Sous le titre "George Desvallières, la peinture corps et âme", elles rendent compte, en sections chrono-thématiques scénographiées par Cécile Degos et clairement identifiées par un code couleur, de l'évolution tant stylistique que conceptuelle d'une oeuvre qui opère par l'exaltation du corps physique.
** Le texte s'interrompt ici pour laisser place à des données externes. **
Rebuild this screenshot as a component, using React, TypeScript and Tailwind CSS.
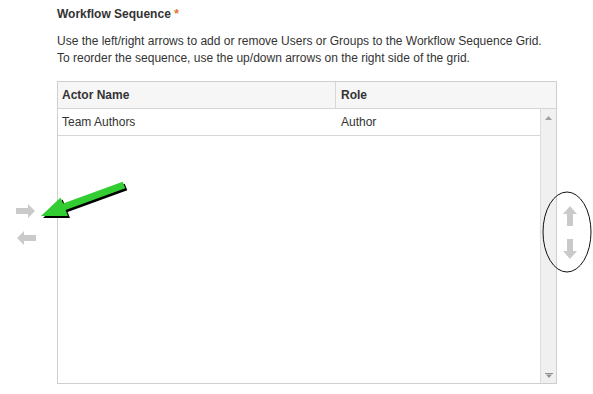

George Desvallières, du nu héroïque magnifié au corps glorieux idéal
Par son registre centré sur la représentation de la figure masculine et son évolution du profance au sacré, l'oeuvre de George Desvallières permet une immersion dans l'Histoire de l'art en regard de deux genres picturaux, le nu masculin et la peinture de dévotion.
En effet, l'allégorie de "La Grèce" sous forme d'une pulpeuse naïade retenue pour l'affiche n'est pas représentative de l'oeuvre exposée qui comporte peu de figures féminines.
Dont celles regroupées dans une section "Femmes de Londres et du Moulin Rouge", avec des portaits ou scènes de genre
esquissés sur le vif dans une veine expressionniste, tels "Le Grand Chapeau", "Le Boston","Couple dans une calèche", "Un coin du Moulin Rouge" "Femme au chapeau" et "Femme au col de fourrure" mis en résonance avec "A Tabarin" de Georges Rouault.
Formé par Jules-Élie Delaunay, élève de Delacroix et Ingres, rénovateur maniériste de la tradition classique qui l'initie au nu masculin, puis par Gustave Moreau, maître du symbolisme empreint d'homo-érotisme, George Desvallières
peint de grands nus virgiliens, des corps masculins et musclés, plus naturalistes que ceux du premier et moins androgynes que ceux du second.
Ils sont mis en scène dans de collectives occupations ludiques
("Tireurs à l'arc", "Joueurs de balles", "Sonneurs de trompe") qui se manifestent sous forme d'ambivalents ballets et enlacements inspirés des scènes allégoriques à l'antique.
De même il aborde les thèmes mythologiques chers à Gustave Moreau dans de grandes peintures décoratives ("Narcisse", "Eros", "Hercule au jardin des Hespérides").
La révélation divine le conduit à se consacrer à l'art sacré et au traitement des sujets bibliques et liturgiques
avec des corps douloureux ou torturés propres à représenter un corps glorieux idéal dans le cadre d'un renouvellement de la peinture religieuse.
Celui-ci se manifeste par l'affranchissement du nu académique et la rupture avec l’imagerie saint-sulpicienne qui présidait à la peinture de dévotion pour verser dans un expressionnisme chrétien qui ressort au réalisme sublimé pour signifier tant l'humanation de la figure christique ("Christ à la colonne"), par une morphologie doloriste, que la douleur physique du corps charnel des saints et martyrs auxquels il assimile le sacrifice des Poilus.
Ensuite, il tempère ce qui pourrait verser dans l'extase morbide par le symbolisme idéaliste pratiqué par Maurice Denis sans renoncer pour ses saissantes compositions ni à sa palette chromatique colorée et ses clairs-obscurs ("L'ascension du Poilu", "Sainte Marie, Reine des Anges","Les bourreaux clouent Jésus sur la croix").
Après la sortie de l'exposition qui s'effectue sous la coupole peinte par Maurice Denis
et illustrant l'Histoire de l'Art Français, le visiteur pourra regagner une salle du Petit Palais dédiée aux concordances esthétiques entre George Desvallières et ses maîtres et poursuivre son périple avec la visite de la chapelle Saint-Yves et de l’église du Saint-Esprit à la décoration desquelles il a participé.
A noter également que, simultanément, le Musée Rolin d'Autun présente un accrochage d’une trentaine d’oeuvres de George Desvallières au sein de ses collections permanentes.